Hope these experiences help whilst reading the zillion threads on this topic.

----------

## Pythagoras1

 *doener wrote:*   

> I emerged the isdn4k-utils and added the isdn4linux to default run level, as well as net.ippp0 (see BackSeat's post on how to do this).
> 
> The installation of the ipppd daemon created all of the necessary device nodes:
> 
> /dev/isdn/isdninfo
> ...

 

does that mean that i need to re-emerge isdn4k-utils after upgrading to linux-2.6.x?

----------

## doener

Good question. I'd like to be able to answer it with authority, but I don't really know. I do vaguely remember reading in one the million sites I googled that somebody had solved their problem by recompiling ipppd after having upgraded, and anyway it won't hurt (but the question is whether it actually helps.....).

BTW: I only got the card to run with the hisax driver under 2.4.20, so I don't know how you'll go with the upgrade anyway.

----------

## waslap

Why don't you use capi? it's much easier than your current solution. I'm busy using it at the moment. 

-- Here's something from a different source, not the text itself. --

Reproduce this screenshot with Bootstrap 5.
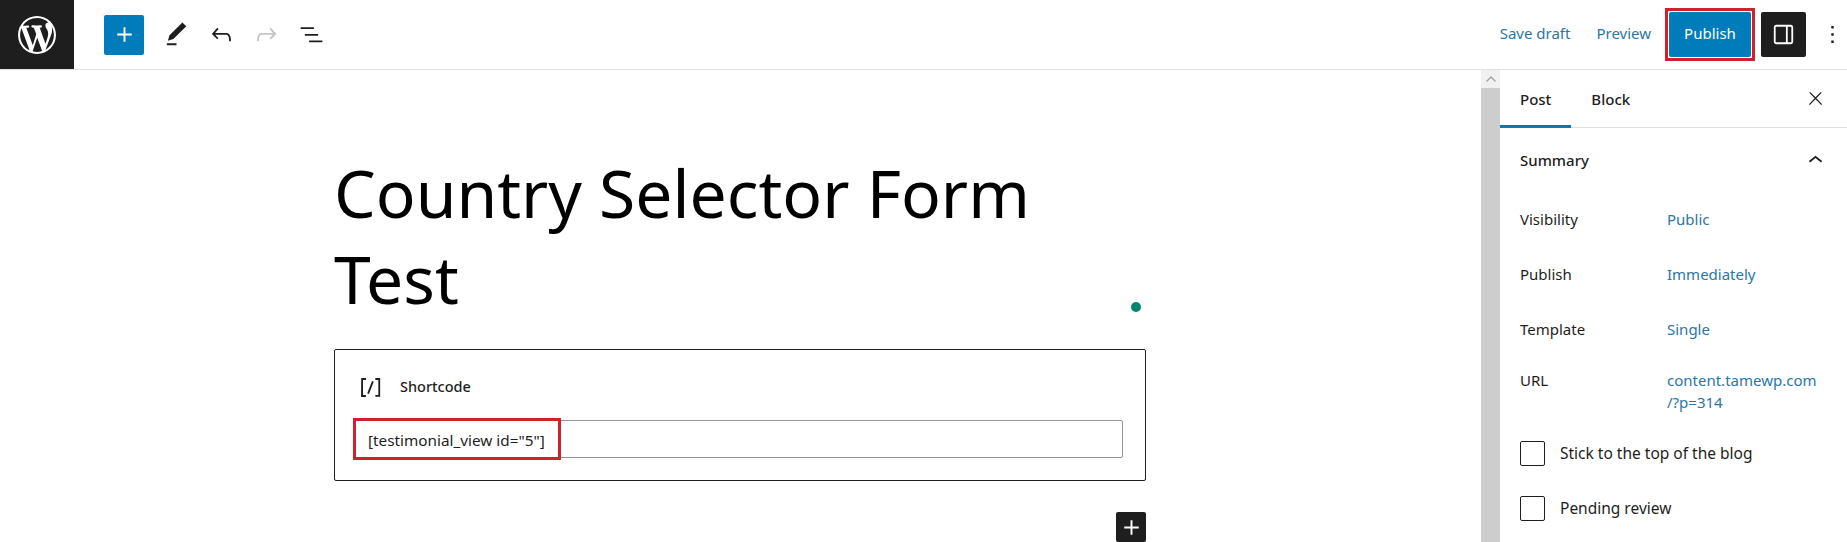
<!doctype html>
<html lang="en"><head><meta charset="utf-8"><title>Country Selector Form Test</title>
<link href="https://cdn.jsdelivr.net/npm/bootstrap@5.3.0/dist/css/bootstrap.min.css" rel="stylesheet">
<style>
html,body{height:542px;overflow:hidden;background:#fff}
body{font-family:"Noto Sans",sans-serif;font-size:15px;color:#1e1e1e}
svg{fill:currentColor;display:block}
.topbar{height:70px;border-bottom:1px solid #e0e0e0}
.wp-logo{width:74px;height:69px;background:#1e1e1e;color:#fff}
.inserter{width:40px;height:40px;margin:0 10px 0 30px;padding:0;background:#007cba;border:0;border-radius:2px;color:#fff}
.tool{width:45px;height:45px;padding:0;border:0;background:none;color:#1e1e1e}
.tool.off{color:#c4c4c4}
.linkish{color:#2a76a8;text-decoration:none}
.save-link{margin-right:26px;padding-bottom:2px}
.preview-link{margin-right:18px;padding-bottom:2px}
.pub-wrap{margin-right:10px}
.publish{width:82px;height:45px;padding:0 0 2px;background:#007cba;border:0;border-radius:2px;color:#fff;font-size:15px}
.hl-pub{inset:-4px;border:3px solid #d0202e}
.panel-toggle{width:45px;height:45px;padding:0;border:0;border-radius:2px;background:#1e1e1e;color:#fff}
.more-btn{width:41px;color:#1e1e1e}
.workspace{height:472px}
.canvas{padding:0 0 0 334px;min-width:0}
.title-box{width:812px;height:279px;padding:79px 0 0}
.post-title{font-size:66px;line-height:86px;font-weight:400;color:#000;margin:0;font-family:"Noto Sans",sans-serif;width:760px}
.save-dot{width:10px;height:10px;right:5px;top:232px;background:#00856f}
.sc-block{width:812px;height:132px;border:1px solid #1e1e1e;border-radius:2px;padding:0 22px 0 19px}
.sc-head{height:70px;padding-top:4px}
.sc-icon{margin-right:15px;margin-left:2px}
.sc-label{font-size:14.5px;font-weight:500}
.sc-input{height:38px;border:1px solid #949494;border-radius:2px;padding:0 13px;font-size:15.3px;line-height:38px;color:#1e1e1e}
.hl-sc{left:-1px;top:-2px;width:208px;height:42px;border:3px solid #d0202e}
.add-row{margin-top:31px;width:812px}
.add-block{width:30px;height:30px;padding:0;background:#1e1e1e;border:0;border-radius:2px;color:#fff}
.fake-scroll{width:19px;background:#cdcdcd}
.scroll-cap{height:18px;background:#f1f1f1;color:#a3a3a3}
.side{width:347px}
.side-tabs{height:58px;border-bottom:1px solid #e0e0e0}
.side-tab{height:58px;padding:0 20px;line-height:58px;margin-bottom:-1px;color:#1e1e1e;font-weight:500}
.side-tab.on{border-bottom:3px solid #007cba}
.side-close{width:64px}
.sec-head{height:64px;padding:0 17px 0 20px;font-weight:500;font-size:15px}
.sec-body{padding:0 20px}
.meta-row{height:55px}
.meta-key{width:147px;flex:none}
.url-row{height:69px;line-height:22px;padding-top:12px}
.chk{margin:0;height:55px;font-size:15.5px}
.chk .form-check-input{width:25px;height:25px;margin:0 15px 0 0;border:1px solid #1e1e1e;border-radius:2px;float:none;flex:none}
</style></head>
<body>
<header class="topbar d-flex align-items-start">
  <div class="wp-logo d-flex align-items-center justify-content-center">
    <svg width="38" height="38" viewBox="0 0 20 20"><path d="M20 10c0-5.51-4.49-10-10-10C4.48 0 0 4.49 0 10c0 5.52 4.48 10 10 10 5.51 0 10-4.48 10-10zM7.78 15.37L4.37 6.22c.55-.02 1.17-.08 1.17-.08.5-.06.44-1.13-.06-1.11 0 0-1.45.11-2.37.11-.18 0-.37 0-.58-.01C4.12 2.69 6.87 1.11 10 1.11c2.33 0 4.45.87 6.05 2.34-.68-.11-1.65.39-1.65 1.58 0 .74.45 1.36.9 2.1.35.61.55 1.36.55 2.46 0 1.49-1.4 5-1.4 5l-3.03-8.37c.54-.02.82-.17.82-.17.5-.05.44-1.25-.06-1.22 0 0-1.44.12-2.38.12-.87 0-2.33-.12-2.33-.12-.5-.03-.56 1.2-.06 1.22l.92.08 1.26 3.41zM17.41 10c.24-.64.74-1.87.43-4.25.7 1.29 1.05 2.71 1.05 4.25 0 3.29-1.73 6.24-4.4 7.78.97-2.59 1.94-5.2 2.92-7.78zM6.1 18.09C3.12 16.65 1.11 13.53 1.11 10c0-1.3.23-2.48.72-3.59C3.25 10.3 4.67 14.2 6.1 18.09zm4.03-6.63l2.58 6.98c-.86.29-1.76.45-2.71.45-.79 0-1.57-.11-2.29-.33.81-2.38 1.62-4.74 2.42-7.1z"/></svg>
  </div>
  <div class="d-flex align-items-center h-100 flex-grow-1">
    <button class="btn inserter d-flex align-items-center justify-content-center" aria-label="Add block"><svg width="29" height="29" viewBox="0 0 24 24"><path d="M18 11.2h-5.2V6h-1.6v5.2H6v1.6h5.2V18h1.6v-5.2H18z"/></svg></button>
    <button class="btn tool d-flex align-items-center justify-content-center" aria-label="Tools"><svg width="29" height="29" viewBox="0 0 24 24"><path d="M20.1 5.1L16.9 2 6.2 12.7l-1.3 4.4 4.5-1.3L20.1 5.1zM4 20.8h8v-1.5H4v1.5z"/></svg></button>
    <button class="btn tool d-flex align-items-center justify-content-center" aria-label="Undo"><svg width="29" height="29" viewBox="0 0 24 24"><path d="M18.3 11.7c-.6-.6-1.4-.9-2.3-.9H6.7l2.9-3.3-1.1-1-4.5 5L8.5 16l1-1-2.7-2.7H16c.5 0 .9.2 1.3.5 1 1 1 3.4 1 4.5v.3h1.5v-.2c0-1.5 0-4.3-1.5-5.7z"/></svg></button>
    <button class="btn tool off d-flex align-items-center justify-content-center" aria-label="Redo"><svg width="29" height="29" viewBox="0 0 24 24"><path d="M15.6 6.5l-1.1 1 2.9 3.3H8c-.9 0-1.7.3-2.3.9-1.4 1.5-1.4 4.2-1.4 5.6v.2h1.5v-.3c0-1.1 0-3.5 1-4.5.3-.3.7-.5 1.3-.5h9.2L14.5 15l1.1 1.1 4.6-4.6-4.6-5z"/></svg></button>
    <button class="btn tool d-flex align-items-center justify-content-center" aria-label="List view"><svg width="29" height="29" viewBox="0 0 24 24"><path d="M3 6h11v1.5H3V6Zm3.5 5.5h11V13h-11v-1.5ZM21 17H10v1.5h11V17Z"/></svg></button>
    <div class="ms-auto d-flex align-items-center">
      <a class="linkish save-link" href="#">Save draft</a>
      <a class="linkish preview-link" href="#">Preview</a>
      <div class="pub-wrap position-relative">
        <button class="btn publish">Publish</button>
        <span class="hl-pub position-absolute"></span>
      </div>
      <button class="btn panel-toggle d-flex align-items-center justify-content-center" aria-label="Settings"><svg width="29" height="29" viewBox="0 0 24 24"><path d="M18 4H6c-1.1 0-2 .9-2 2v12c0 1.1.9 2 2 2h12c1.1 0 2-.9 2-2V6c0-1.1-.9-2-2-2zM6 18.5a.5.5 0 0 1-.5-.5V6a.5.5 0 0 1 .5-.5h8v13H6zm12.5-.5a.5.5 0 0 1-.5.5h-2.5v-13H18a.5.5 0 0 1 .5.5v12z"/></svg></button>
      <div class="more-btn d-flex align-items-center justify-content-end"><svg width="29" height="29" viewBox="0 0 24 24"><path d="M13 19h-2v-2h2v2zm0-6h-2v-2h2v2zm0-6h-2V5h2v2z"/></svg></div>
    </div>
  </div>
</header>
<div class="workspace d-flex">
  <main class="canvas flex-grow-1">
    <div class="title-box position-relative">
      <h1 class="post-title">Country Selector Form Test</h1>
      <span class="save-dot position-absolute rounded-circle"></span>
    </div>
    <section class="sc-block">
      <div class="sc-head d-flex align-items-center">
        <svg class="sc-icon" width="29" height="29" viewBox="0 0 24 24"><path d="M16 4.2v1.5h2.5v12.5H16v1.5h4V4.2h-4zM4.2 19.8h4v-1.5H5.8V5.8h2.5V4.2h-4l-.1 15.6zm5.1-3.1l1.4.6 4-10-1.4-.6-4 10z"/></svg>
        <span class="sc-label">Shortcode</span>
      </div>
      <div class="position-relative">
        <div class="sc-input">[testimonial_view id="5"]</div>
        <span class="hl-sc position-absolute"></span>
      </div>
    </section>
    <div class="add-row d-flex justify-content-end">
      <button class="btn add-block d-flex align-items-center justify-content-center" aria-label="Add block"><svg width="29" height="29" viewBox="0 0 24 24"><path d="M18 11.2h-5.2V6h-1.6v5.2H6v1.6h5.2V18h1.6v-5.2H18z"/></svg></button>
    </div>
  </main>
  <div class="fake-scroll flex-shrink-0">
    <div class="scroll-cap d-flex align-items-center justify-content-center"><svg width="10" height="6" viewBox="0 0 10 6"><path d="M5 0l5 5-1 1-4-4-4 4-1-1z"/></svg></div>
  </div>
  <aside class="side flex-shrink-0">
    <div class="side-tabs d-flex align-items-start">
      <div class="side-tab on">Post</div>
      <div class="side-tab">Block</div>
      <div class="side-close ms-auto d-flex align-items-center justify-content-center h-100"><svg width="21" height="21" viewBox="0 0 24 24"><path d="M13 11.8l6.1-6.3-1-1-6.1 6.2-6.1-6.2-1 1 6.1 6.3-6.5 6.7 1 1 6.5-6.6 6.5 6.6 1-1z"/></svg></div>
    </div>
    <div class="sec-head d-flex align-items-center justify-content-between">
      <span>Summary</span>
      <svg width="29" height="29" viewBox="0 0 24 24"><path d="M6.5 12.4L12 8l5.5 4.4-.9 1.2L12 10l-4.5 3.6-1-1.2z"/></svg>
    </div>
    <div class="sec-body">
      <div class="meta-row d-flex align-items-center"><div class="meta-key">Visibility</div><a class="linkish" href="#">Public</a></div>
      <div class="meta-row d-flex align-items-center"><div class="meta-key">Publish</div><a class="linkish" href="#">Immediately</a></div>
      <div class="meta-row d-flex align-items-center"><div class="meta-key">Template</div><a class="linkish" href="#">Single</a></div>
      <div class="url-row d-flex align-items-start"><div class="meta-key">URL</div><a class="linkish" href="#">content.tamewp.com<br>/?p=314</a></div>
      <div class="chk d-flex align-items-center"><input class="form-check-input" type="checkbox" id="c1"><label for="c1">Stick to the top of the blog</label></div>
      <div class="chk d-flex align-items-center"><input class="form-check-input" type="checkbox" id="c2"><label for="c2">Pending review</label></div>
    </div>
  </aside>
</div>
</body></html>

If you got any problems, give me a shout  :Smile: 

here's a link for the howto:

http://rcum.uni-mb.si/~uvp00845b/

----------

## Pythagoras1

 *waslap wrote:*   

> Why don't you use capi? it's much easier than your current solution. I'm busy using it at the moment. 
> 
> If you got any problems, give me a shout 
> 
> here's a link for the howto:
> ...

 

thanks for that hint, unfortunately i don't know where to get mISDN. it's not on portage and not on the isdn4linux ftp server.

the old i4l solution didn't work at all since /dev/isdn/ doesn't appear althought linux said there were 2 channels added.

----------

## alo-alo

mISDN is here: 

ftp://ftp.isdn4linux.de/pub/isdn4linux/CVS-Snapshots/

Take the latest mISDN snapshot. And use isdn4k-utils from 2003. Is in portage. 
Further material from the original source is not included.